Again, this prompt seems very broad for the word limit. One might develop a prompt that revolves completely around this idea of “advice” that is not at all connected to the experience of being a teenager. However, to stay focused on your experience as a teen today, and to stick with your evaluation of what is “hardest” and what is “best,” you may want to identify the single most important recommendation you might make to a sibling or friend so that they could minimize the hard bits and maximize the best bits. Don’t try to be exhaustive with this prompt: the word limit simply will not allow you to be. Instead, give a single, straightforward directive to this sibling or friend. Finally, make sure that this advice emanates from your story: something in that narrative should illustrate how following your guidance would make their lives better.
Prompt #5: Submit an essay on a topic of your choice.
The nice thing about this Coalition App essay prompt is that the admissions folks leave the choice of topic entirely to you. And therein lies some of the danger of deviating from the other prompts. You are free—and encouraged—to go beyond the limitations of these other prompts, but at the same time, you want to consider the fundamental commonalities found in the above prompts.
Ideas and Concepts
Your college essay should represent you as a student and as a learner. Not every topic has to be entirely serious, but you should consider whether your chosen topic has any intellectual or academic depth.
The heart of many of these prompts is some sort of change in your mindset, perspective, or understanding. Admissions folks are looking for young people who have made some sort of transition that demonstrates their maturity, depth of thought, or evolving view of the world.

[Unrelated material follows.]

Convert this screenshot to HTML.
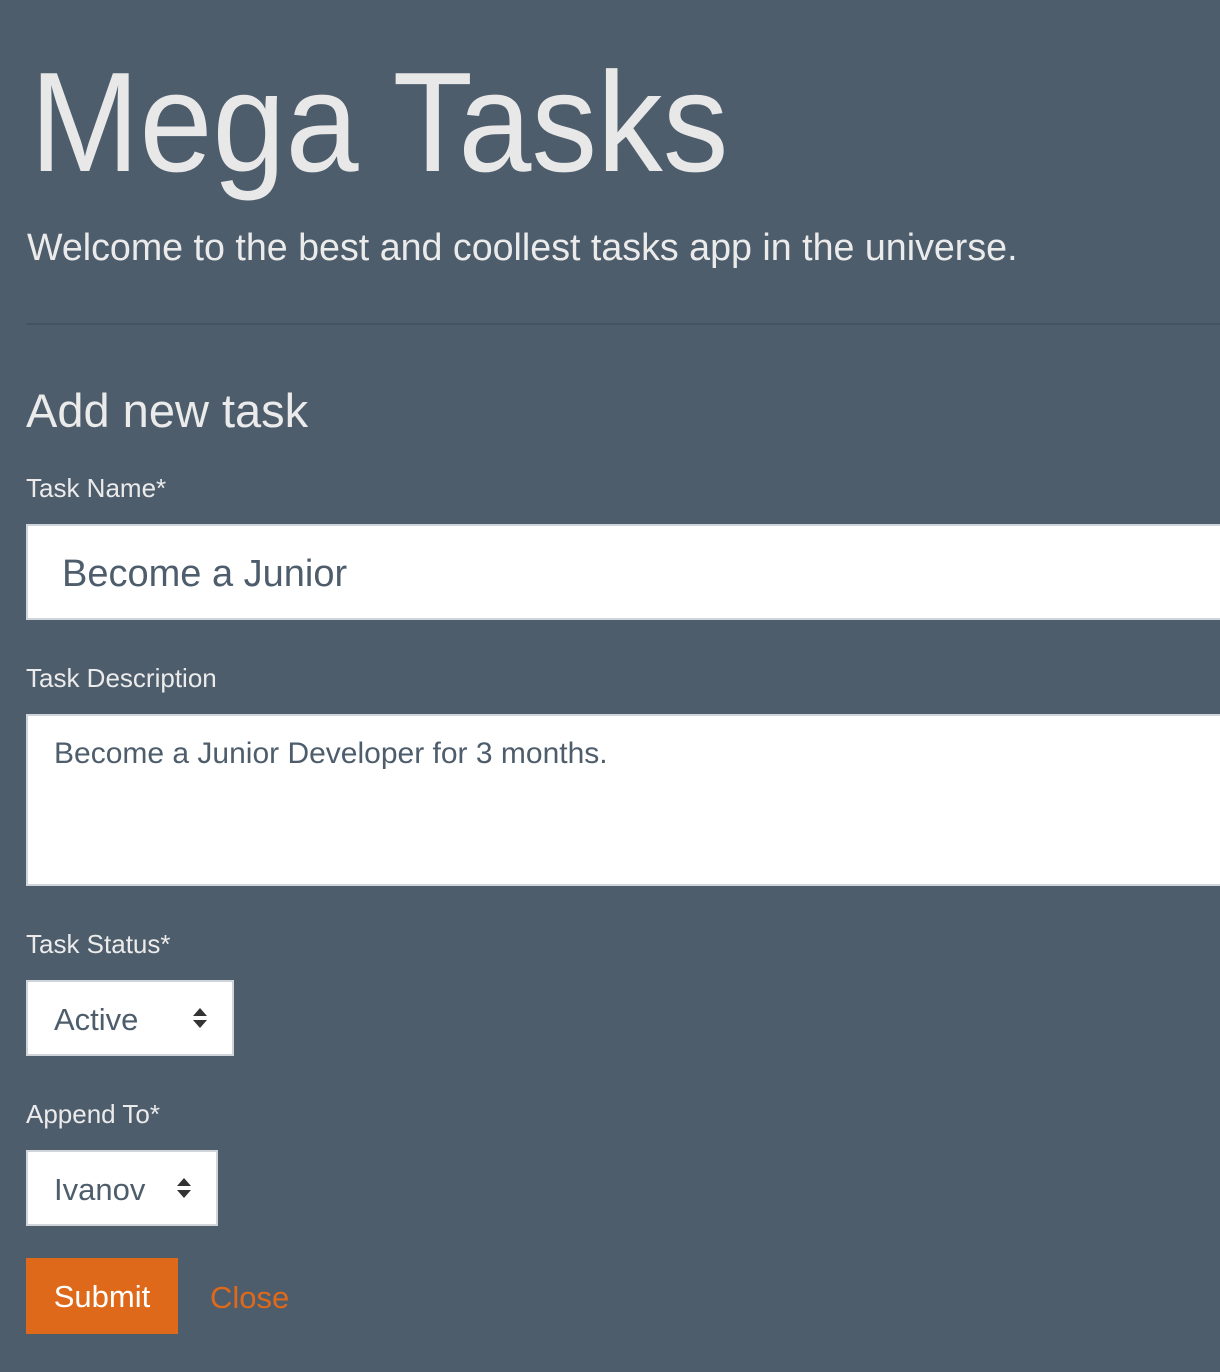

You must have some sort of anecdote animating your essay that helps your reader to see your point. This is where you will “show” your reader your fundamental point. You are the main character of this essay in which you can demonstrate aspects of your personality, your values, and your point of view.
Analysis and Reflection
Every other prompt requires you to dig underneath the surface, to go beyond superficialities and to uncover the important truths at the center of your story. It is not enough to tell your reader the story: you must demonstrate the fundamental importance of the story to you. The story is the vehicle to convey a deeper understanding of you as a person.
Coalition App Essay: A Summary
The Coalition App essay is a vital opportunity for you to paint a three-dimensional portrait of yourself. Of course, you can’t paint every facet of yourself. You cannot paint your entire life story in just a few hundred words. But you can focus in on a very discrete anecdote about your life that helps give your reader a window onto your priorities, your motivations, your intentions, and your values.
While it seems corny, those anonymous readers in the admissions office really do want to get to know you. They do pay attention to the essay, and they want to get a sense of who you are. So don’t be afraid to bare your soul a little bit. Of course, at first it will seem a little weird to get so personal with a perfect stranger. But once you get going–once you decide upon a strong topic that is rooted in one of these prompts–you’ll be on your way to a winning essay.